OHIO's 18th DISTRICT: Zanesville, Muskingum, New Philadelphia

  • Representative: Zack Space (D)
  • Outlook: Toss-up

Rep. Zack Space is another Democratic who won election in 2006 as a result of the scandalous behavior of the seat's previous occupant. Ohio's 18th was represented by Bob Ney, who was forced to resign upon pleading guilty to conspiracy and making false statements with regards to the Jack Abramoff affair. Ney designated Republican state Sen. Joy Padgett his chosen successor and she progressed through the Republican special primary, but met her match in Space, who won by the largest margin of any Democrat taking over a Republican seat in 2006. The support from Ney that helped Padgett win the GOP nod in the race was likely her undoing in the general election, as many Republicans and Independents joined with angry Democrats to repudiate Ney by voting against his favored candidate. When Ney was first elected to the seat, it had been held by Democrats for the previous half century, but after beating back two serious challengers in back-to-back elections, he settled in and the district was modified in 2002 to contain more Republicans. As it is currently districted, it favors Republicans by a fair margin: Bush carried it with 57 percent of the vote in 2004. Padgett will most likely not make a second attempt at the seat, but there are plenty of other potential Republican candidates, and two have already declared: one an Air Force veteran and lawyer and the other a self-described "soccer mom." Expect additional declarations, as at least three state legislators are pondering runs. We foresee a barnburner in Ohio's 18th.
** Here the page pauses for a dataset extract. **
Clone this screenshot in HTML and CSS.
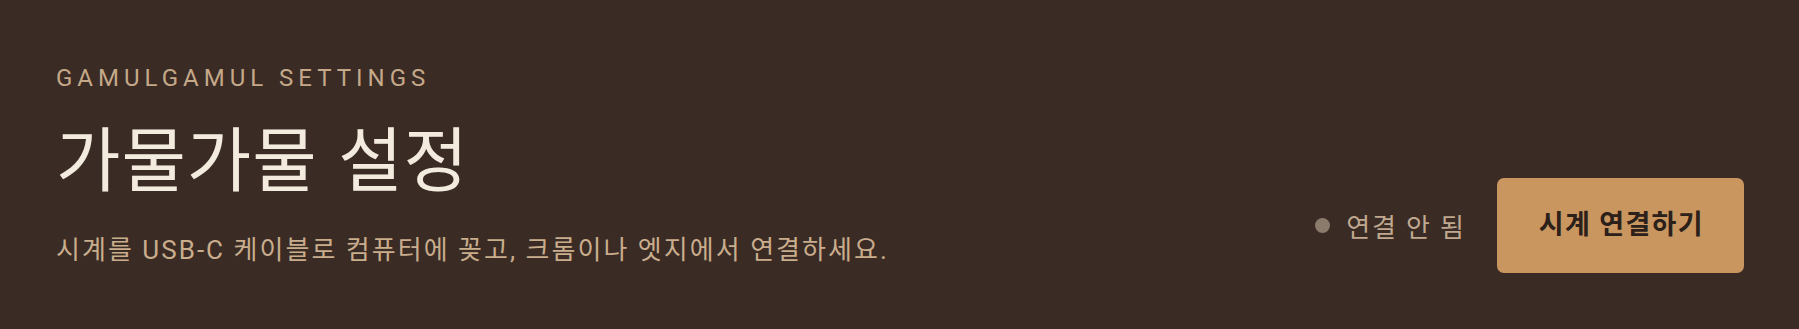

PENNSYLVANIA's 10th DISTRICT: Far Northeast Pennsylvania

  • Representative: Chris Carney (D)
  • Outlook: Toss-up

The campaign in Pennsylvania's 10th District in 2006 was one of the dirtiest of the cycle. Then-Rep. Don Sherwood was reeling from his own admission of an extramarital affair with a younger woman and allegations of violence against the mistress. Sherwood barely squeaked through a primary against an opponent who spent under $5,000 during the entire campaign and limped into the general election. Rep. Chris Carney smelled blood, attacking Sherwood's character and forcing Sherwood to make a political gamble by appearing alongside President Bush, who was rapidly declining in the polls but still held some star power in this district. Carney ultimately won by 6 percent, but now faces the tough task of holding onto the seat in a district Bush won by 20 percent in 2004. U.S. Attorney Tom Marino recently acknowledged interest in challenging Carney, and the NRCC has touted him as a top candidate.

NEW HAMPSHIRE's 1st DISTRICT: Manchester, Portsmouth, Dover

  • Representative: Carol Shea-Porter (D)
  • Outlook: Toss-up

New Hampshire experienced one of the more drastic political sea changes in recent history last November. Not only did both House seats switch from Republican to Democratic hands, but both houses of the state legislature are now controlled by Democrats for the first time since 1874. Rep. Carol Shea-Porter was one of the beneficiaries of this dramatic shift, but now she must try to hold onto her seat even if political winds aren't blowing as hard in her direction. The district she represents is a battleground by any definition, with the Republican presidential candidate eking out a 3 percent victory in each of the past two elections, losing by 8 percent in 1996, and winning by a percent in 1992. Shea-Porter was able to compete against Bradley despite being out-funded by a five to one margin and without much help from national Democrats. This time around the help from the DNC and DSCC will certainly be there, but Bradley is itching for redemption and has announced that he will seek a rematch.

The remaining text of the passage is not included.